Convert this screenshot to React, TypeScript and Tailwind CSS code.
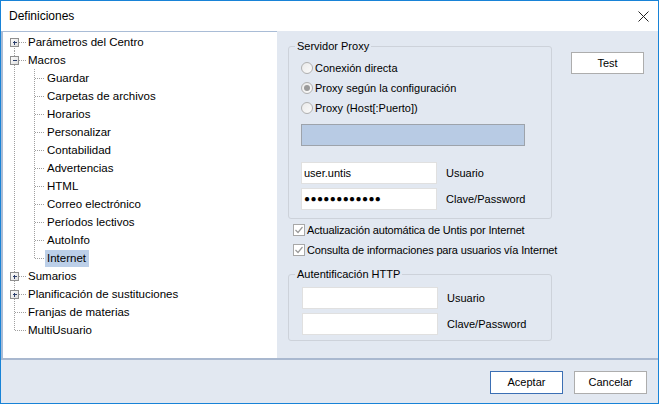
------------------------------------------------------------------------
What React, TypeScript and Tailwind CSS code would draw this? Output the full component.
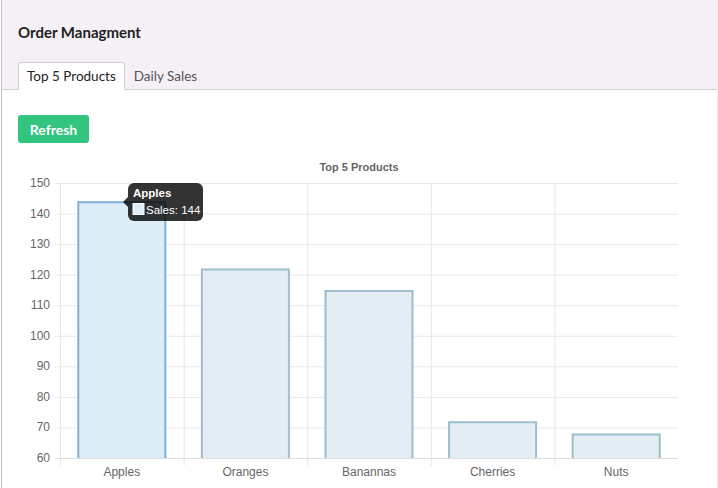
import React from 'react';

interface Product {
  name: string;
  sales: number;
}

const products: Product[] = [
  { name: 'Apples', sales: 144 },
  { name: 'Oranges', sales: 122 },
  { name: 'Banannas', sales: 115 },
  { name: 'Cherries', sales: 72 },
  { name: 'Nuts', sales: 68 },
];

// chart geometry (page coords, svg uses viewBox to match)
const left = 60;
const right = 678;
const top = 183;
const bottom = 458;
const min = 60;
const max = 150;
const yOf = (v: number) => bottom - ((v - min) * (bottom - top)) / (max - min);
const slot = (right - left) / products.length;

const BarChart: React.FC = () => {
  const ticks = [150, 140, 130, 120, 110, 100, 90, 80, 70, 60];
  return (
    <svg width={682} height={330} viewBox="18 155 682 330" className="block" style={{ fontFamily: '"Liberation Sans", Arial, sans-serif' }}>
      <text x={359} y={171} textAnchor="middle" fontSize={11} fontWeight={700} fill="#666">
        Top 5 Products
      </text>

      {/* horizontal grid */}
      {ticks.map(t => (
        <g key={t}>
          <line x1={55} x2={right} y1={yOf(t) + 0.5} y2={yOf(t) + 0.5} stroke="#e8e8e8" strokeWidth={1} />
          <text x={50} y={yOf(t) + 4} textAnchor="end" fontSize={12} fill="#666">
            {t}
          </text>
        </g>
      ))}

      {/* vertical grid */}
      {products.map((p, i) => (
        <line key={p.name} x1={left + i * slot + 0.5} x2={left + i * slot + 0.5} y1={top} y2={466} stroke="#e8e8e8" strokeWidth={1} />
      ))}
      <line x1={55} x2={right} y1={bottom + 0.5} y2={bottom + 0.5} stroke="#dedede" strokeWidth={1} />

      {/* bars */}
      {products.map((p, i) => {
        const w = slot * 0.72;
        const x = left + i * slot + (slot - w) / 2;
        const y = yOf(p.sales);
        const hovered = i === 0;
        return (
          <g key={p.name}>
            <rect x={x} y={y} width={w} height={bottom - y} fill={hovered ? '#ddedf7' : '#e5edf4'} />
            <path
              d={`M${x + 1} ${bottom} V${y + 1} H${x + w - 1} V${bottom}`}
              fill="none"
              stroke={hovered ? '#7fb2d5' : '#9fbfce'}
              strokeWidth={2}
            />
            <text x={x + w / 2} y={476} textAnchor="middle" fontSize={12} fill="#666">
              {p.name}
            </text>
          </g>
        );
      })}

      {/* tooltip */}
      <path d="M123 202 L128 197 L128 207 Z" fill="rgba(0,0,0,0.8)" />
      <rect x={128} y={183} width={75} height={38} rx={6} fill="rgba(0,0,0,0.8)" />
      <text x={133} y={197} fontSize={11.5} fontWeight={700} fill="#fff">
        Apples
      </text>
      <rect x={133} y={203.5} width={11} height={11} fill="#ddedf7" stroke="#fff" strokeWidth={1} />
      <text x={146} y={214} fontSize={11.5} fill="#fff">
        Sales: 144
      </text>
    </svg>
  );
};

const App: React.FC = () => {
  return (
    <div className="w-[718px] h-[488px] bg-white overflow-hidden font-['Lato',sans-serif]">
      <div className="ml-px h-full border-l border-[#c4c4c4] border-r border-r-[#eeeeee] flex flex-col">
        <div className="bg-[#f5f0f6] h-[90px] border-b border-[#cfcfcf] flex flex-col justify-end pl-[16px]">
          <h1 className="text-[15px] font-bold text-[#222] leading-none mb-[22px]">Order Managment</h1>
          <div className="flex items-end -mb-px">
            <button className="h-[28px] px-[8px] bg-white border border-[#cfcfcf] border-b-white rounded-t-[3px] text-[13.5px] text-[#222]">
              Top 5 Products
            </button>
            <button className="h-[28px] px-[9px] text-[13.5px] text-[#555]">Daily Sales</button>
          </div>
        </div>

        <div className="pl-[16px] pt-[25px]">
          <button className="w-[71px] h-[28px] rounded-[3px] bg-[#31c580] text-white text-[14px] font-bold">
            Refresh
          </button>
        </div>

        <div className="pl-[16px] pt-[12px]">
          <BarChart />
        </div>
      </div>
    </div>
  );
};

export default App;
------------------------------------------------------------------------
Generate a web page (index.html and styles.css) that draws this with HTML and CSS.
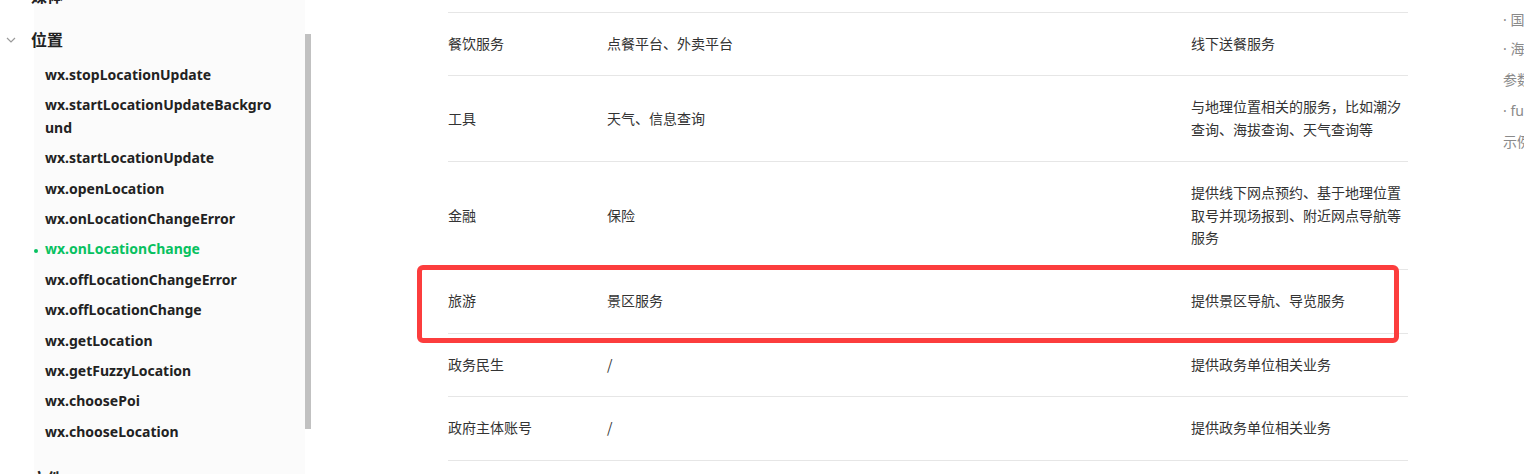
------------------------------------------------------------------------
Job: Copy out every line from the records that has the word "React".

Final answer:
Convert this screenshot to React, TypeScript and Tailwind CSS code.
What React, TypeScript and Tailwind CSS code would draw this? Output the full component.
import React from 'react';
const BarChart: React.FC = () => {
const App: React.FC = () => {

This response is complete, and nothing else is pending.